Ukrainian historian Svitlana Potapenko is a guest at Goethe University on a fellowship

“We never thought this could really happen!” Svitlana Potapenko is still stunned when she talks about 24 February 2022: the day Russia starts the war against Ukraine. On that day, the Ukrainian scientist still lives with her husband, a physicist with a PhD, and her son in a flat in the west of Kyiv. Potapenko, who teaches and researches at the National Academy of Sciences in Kyiv, is a native of the small town of Nizhyn, located northeast of Kyiv. “It is only 3 hours by car to the Russian border, so that day I immediately instructed my mother to get on the next train to Kyiv.” When Svitlana Potapenko talks about ‘the war’, she goes back to 2014, when the Russian army occupied the Crimean peninsula. “Since then, the country was already in a state of war.”

But that day in February changes everything. Potapenko and her family stay in Kiev for a few days, but then she decides that she with their son must leave Kyiv under the impression of constant shelling. “A colleague from Lviv offered us to stay in her house.” She experiences the journey to Lviv, as very dramatic: overcrowded trains with people who have fear written all over their faces. Potapenko then stays with her son for a fortnight in relatively safe western part of Ukraine. A new plan ripens: she applies for a fellowship advertised by Prof. Birgit Emich as part of the DFG’s collegiate research group “Polycentricity and Plurality of Premodern Christianities” (POLY). The application is successful, Potapenko is accepted. Now she sets off on an arduous journey west, which will take a total of three days, including a nightly stopover at Berlin’s main railway station. Potapenko has to travel alone with her son, because her husband is not allowed to leave Ukraine; men of military age are banned from leaving the country. “I hope that the Ukrainian parliament will relax the regulations somewhat so that scientists can travel abroad at least for a limited time, for example to attend a conference.”

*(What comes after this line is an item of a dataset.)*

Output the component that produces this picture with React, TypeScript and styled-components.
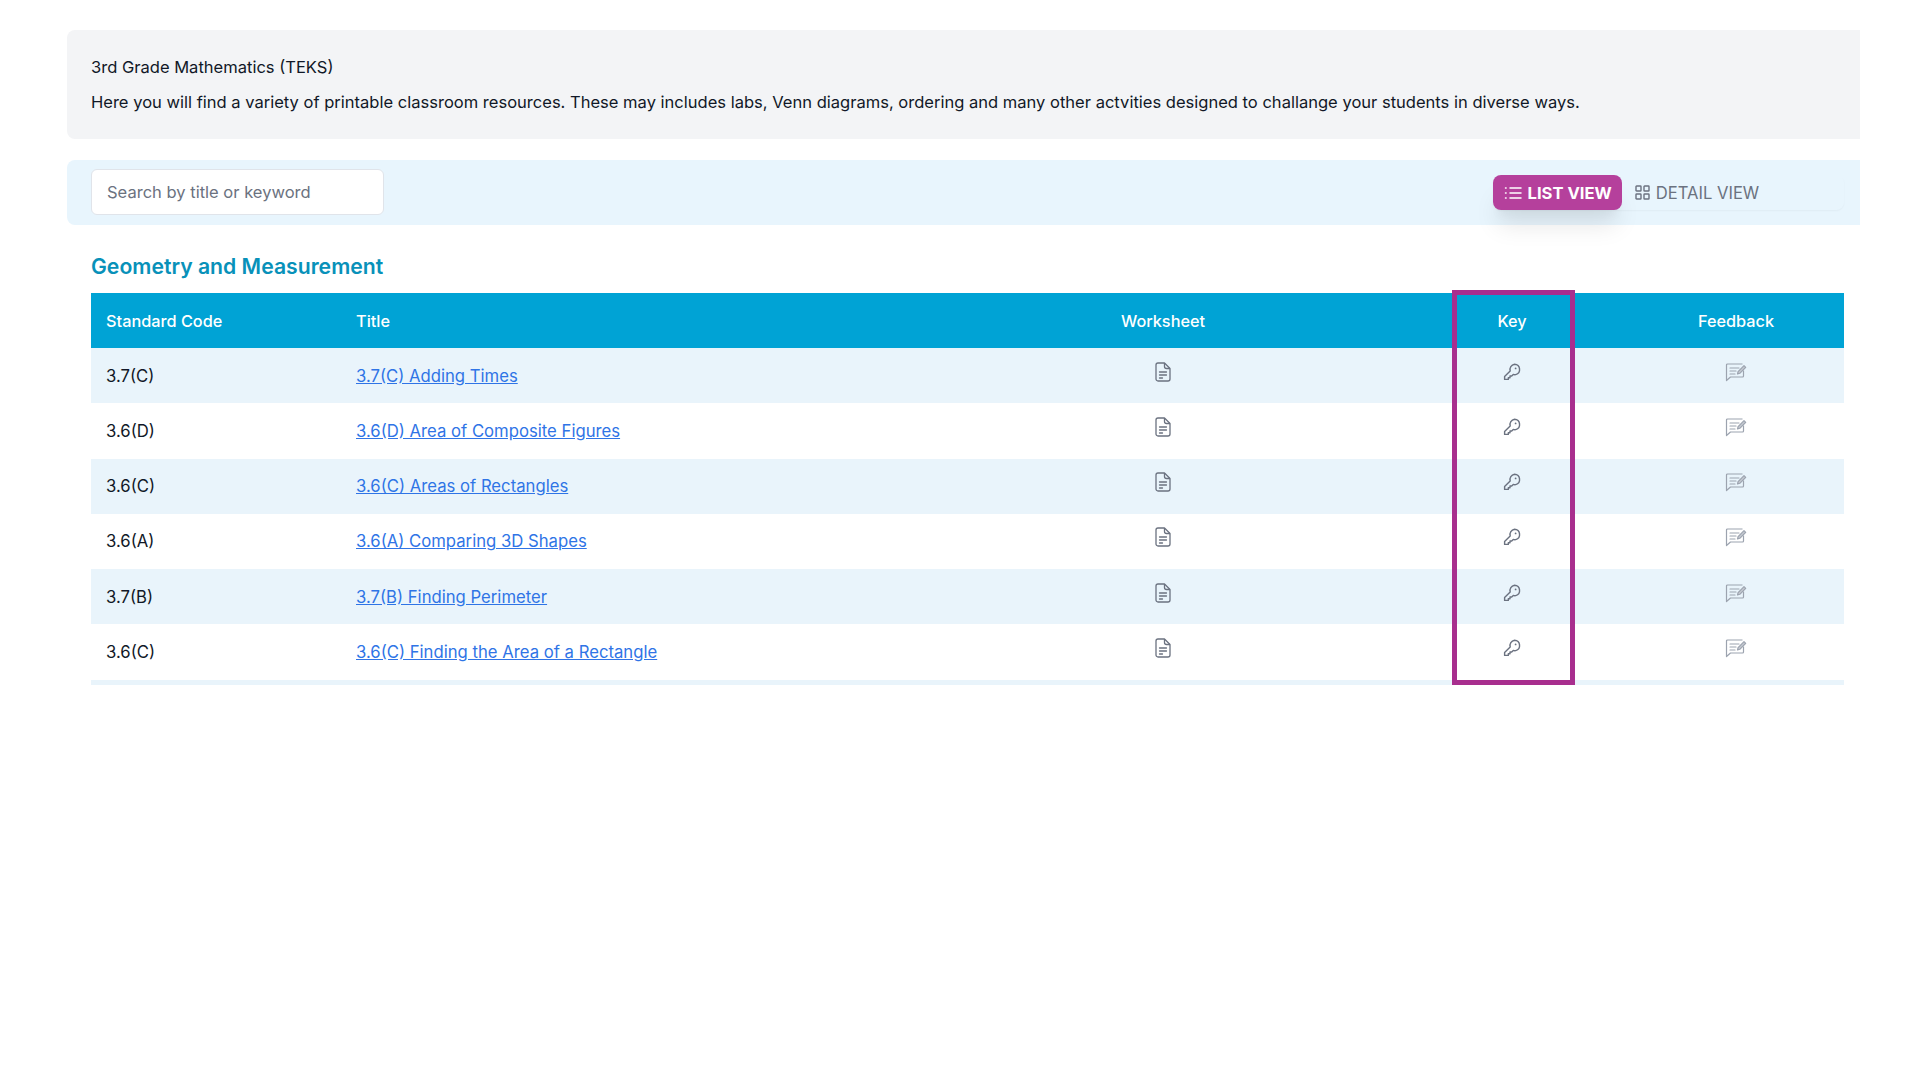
import React from "react";
import styled, { createGlobalStyle } from "styled-components";

const Global = createGlobalStyle`
  html, body { margin: 0; padding: 0; background: #fff; }
  body { font-family: Inter, "Liberation Sans", sans-serif; color: #111827; }
`;

const Page = styled.div`
  position: relative;
  width: 1920px;
  height: 1080px;
  padding: 30px 60px 0 67px;
  box-sizing: border-box;
  overflow: hidden;
`;

const Intro = styled.section`
  height: 109px;
  padding: 25px 24px 0;
  box-sizing: border-box;
  background: #f3f4f6;
  border-radius: 8px 0 0 8px;
  font-size: 16.55px;
  line-height: 24px;
  color: #111827;
`;

const IntroLine = styled.p`
  margin: 0 0 11px;
`;

const Toolbar = styled.section`
  margin-top: 21px;
  height: 65px;
  padding: 9px 16px 0 24px;
  box-sizing: border-box;
  display: flex;
  justify-content: space-between;
  align-items: flex-start;
  background: #e8f5fd;
  border-radius: 8px 0 0 8px;
`;

const Search = styled.input`
  width: 293px;
  height: 46px;
  box-sizing: border-box;
  padding: 0 15px;
  border: 1px solid #e0e4ea;
  border-radius: 6px;
  background: #fff;
  font: 16.55px Inter, sans-serif;
  color: #111827;
  &::placeholder { color: #6b7280; opacity: 1; }
`;

const ViewToggle = styled.div`
  margin-top: 6px;
  width: 351px;
  height: 35px;
  display: flex;
  border-radius: 8px;
  box-shadow: 0 1px 2px rgba(0, 0, 0, 0.04);
`;

const ViewButton = styled.button<{ $active?: boolean }>`
  height: 35px;
  padding: 0 ${(p) => (p.$active ? "10px 0 10.5px" : "13px")};
  display: flex;
  align-items: center;
  gap: 6px;
  border: 0;
  border-radius: 8px;
  font-family: Inter, sans-serif;
  font-size: 16.6px;
  font-weight: ${(p) => (p.$active ? 700 : 400)};
  color: ${(p) => (p.$active ? "#fff" : "#6b7280")};
  background: ${(p) => (p.$active ? "#b5409c" : "transparent")};
  box-shadow: ${(p) =>
    p.$active
      ? "0 20px 25px -5px rgba(0,0,0,.1), 0 10px 10px -5px rgba(0,0,0,.04)"
      : "none"};
`;

const Heading = styled.h2`
  margin: 29px 0 0 24px;
  height: 39px;
  font-size: 21.2px;
  line-height: 24px;
  font-weight: 600;
  color: #0891b9;
`;

const Table = styled.table`
  margin-left: 24px;
  width: 1753px;
  table-layout: fixed;
  border-collapse: collapse;
  font-size: 16.7px;
`;

const HeadRow = styled.tr`
  height: 55px;
  background: #00a3d5;
  color: #fff;
`;

const HeadCell = styled.th<{ $center?: boolean }>`
  padding: 0 15px;
  font-size: 16.3px;
  font-weight: 500;
  text-align: ${(p) => (p.$center ? "center" : "left")};
`;

const Row = styled.tr`
  height: 55.25px;
  &:nth-child(odd) { background: #e9f4fb; }
`;

const Cell = styled.td`
  padding: 0 15px;
  color: #111827;
`;

const IconCell = styled.td`
  padding: 0 0 8px;
  text-align: center;
  line-height: 0;
`;

const TitleLink = styled.a`
  color: #2f74e6;
  text-decoration: underline;
`;

const TableEnd = styled.div`
  margin-left: 24px;
  width: 1753px;
  height: 5px;
  background: #e9f4fb;
`;

const Highlight = styled.div`
  position: absolute;
  left: 1452px;
  top: 290px;
  width: 123px;
  height: 395px;
  box-sizing: border-box;
  border: 5px solid #a82e8e;
`;

const ListIcon = () => (
  <svg width="18" height="18" viewBox="0 0 18 18" fill="none" stroke="currentColor" strokeWidth="1.5" strokeLinecap="round">
    <path d="M6 4h11M6 9h11M6 14h11M1.5 4h.6M1.5 9h.6M1.5 14h.6" />
  </svg>
);

const GridIcon = () => (
  <svg width="15" height="15" viewBox="0 0 15 15" fill="none" stroke="currentColor" strokeWidth="1.4">
    <rect x="1" y="1" width="5" height="5" rx=".6" />
    <rect x="9" y="1" width="5" height="5" rx=".6" />
    <rect x="1" y="9" width="5" height="5" rx=".6" />
    <rect x="9" y="9" width="5" height="5" rx=".6" />
  </svg>
);

const DocIcon = () => (
  <svg width="16" height="20" viewBox="0 0 16 20" fill="none" stroke="#6b7280" strokeWidth="1.3" strokeLinejoin="round">
    <path d="M3 1h6.5L15 6.5V17a2 2 0 0 1-2 2H3a2 2 0 0 1-2-2V3a2 2 0 0 1 2-2Z" />
    <path d="M9.5 1v3.5a2 2 0 0 0 2 2H15" />
    <path d="M4.5 10h7M4.5 13h7M4.5 16h3" strokeLinecap="round" />
  </svg>
);

const KeyIcon = () => (
  <svg width="18" height="18" viewBox="0 0 18 18" fill="none" stroke="#6b7280" strokeWidth="1.4" strokeLinejoin="round">
    <path d="M11.5 1.2a5.3 5.3 0 0 1 1.2 10.4c-.8.2-1.7.1-2.4-.2L8.7 13H7v1.7H5.3v1.7H1.6v-2.9l5.6-5.6a5.3 5.3 0 0 1 4.3-6.7Z" />
    <circle cx="12.6" cy="5.4" r=".9" fill="#6b7280" stroke="none" />
  </svg>
);

const FeedbackIcon = () => (
  <svg width="22" height="20" viewBox="0 0 22 20" fill="none" stroke="#9ca3af" strokeWidth="1.2" strokeLinejoin="round">
    <path d="M18.5 8.5V14a1 1 0 0 1-1 1H5.5L1.5 18.5V3a1 1 0 0 1 1-1h15" />
    <path d="M5 6h9M5 9h6M5 12h5" strokeLinecap="round" />
    <path d="M12.5 12l.6-2.4L19 3.7l1.7 1.7-5.9 5.9-2.3.7Z" fill="#c4c9d0" />
  </svg>
);

const rows = [
  ["3.7(C)", "3.7(C) Adding Times"],
  ["3.6(D)", "3.6(D) Area of Composite Figures"],
  ["3.6(C)", "3.6(C) Areas of Rectangles"],
  ["3.6(A)", "3.6(A) Comparing 3D Shapes"],
  ["3.7(B)", "3.7(B) Finding Perimeter"],
  ["3.6(C)", "3.6(C) Finding the Area of a Rectangle"],
];

export default function App() {
  return (
    <Page>
      <Global />
      <Intro>
        <IntroLine>3rd Grade Mathematics (TEKS)</IntroLine>
        <IntroLine>
          Here you will find a variety of printable classroom resources. These may includes labs, Venn diagrams, ordering and many other actvities designed to challange your students in diverse ways.
        </IntroLine>
      </Intro>
      <Toolbar>
        <Search placeholder="Search by title or keyword" />
        <ViewToggle>
          <ViewButton $active>
            <ListIcon />
            LIST VIEW
          </ViewButton>
          <ViewButton>
            <GridIcon />
            DETAIL VIEW
          </ViewButton>
        </ViewToggle>
      </Toolbar>
      <Heading>Geometry and Measurement</Heading>
      <Table>
        <colgroup>
          <col width="250" />
          <col width="589" />
          <col width="466" />
          <col width="232" />
          <col width="216" />
        </colgroup>
        <thead>
          <HeadRow>
            <HeadCell>Standard Code</HeadCell>
            <HeadCell>Title</HeadCell>
            <HeadCell $center>Worksheet</HeadCell>
            <HeadCell $center>Key</HeadCell>
            <HeadCell $center>Feedback</HeadCell>
          </HeadRow>
        </thead>
        <tbody>
          {rows.map(([code, title], i) => (
            <Row key={i}>
              <Cell>{code}</Cell>
              <Cell>
                <TitleLink href="#">{title}</TitleLink>
              </Cell>
              <IconCell><DocIcon /></IconCell>
              <IconCell><KeyIcon /></IconCell>
              <IconCell><FeedbackIcon /></IconCell>
            </Row>
          ))}
        </tbody>
      </Table>
      <TableEnd />
      <Highlight />
    </Page>
  );
}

Svitlana Potapenko hopes to travel to Ukraine with her son before the end of August in order to be reunited with her husband and family, at least for a short time. Despite the painful separation, she is happy to have found a fellowship  and a place to stay in Frankfurt: “I am very grateful to Prof. Birgit Emich for the warm welcome. Her team found us a flat. After the troubled days in February, we can enjoy a normal and peaceful life here again. My son can attend kindergarten here and participate in 1st grade classes. This is a great chance for him to learn a lot.” But Potapenko also stresses that the stay opens up the possibility for her to do research again, to push ahead with her projects. “In the first weeks of the Russian invasion, I had no peace at all to focus on my work and research.” Potapenko is working on “The Axis Kyiv-Lviv and Beyond: Community of Interaction of Ukrainian Ecclesiastic Elites in the Mid-Eighteenth Century” within the POLY project. This study, she explains, is a development of her earlier research on the intellectuals of the Ukrainian Church in the mid-eighteenth century and sheds light on their involvement in the broader European cultural networks of the time.

Methodological approaches that play a major role in POLY’s work have been incorporated here. But the research group also benefits greatly from the expertise of its Ukrainian fellows, says Prof. Emich: “Svitlana Potapenko’s work very impressively underlines the diversity that the Ukrainian space with its different religious formations and traditions has to offer. For historical research on religious plurality and its dynamics, the region is a treasure trove – for all of us at POLY, the cooperation with the Fellows is a great enrichment.” 

Svitlana Potapenko thinks that the current situation in Ukraine is still very dangerous. “There are certainly many Ukrainians who are now returning to our country. But that is out of the question for us at the moment. Above all, I want to protect my son, because children suffer particularly from the permanent danger of air attacks,” says Potapenko.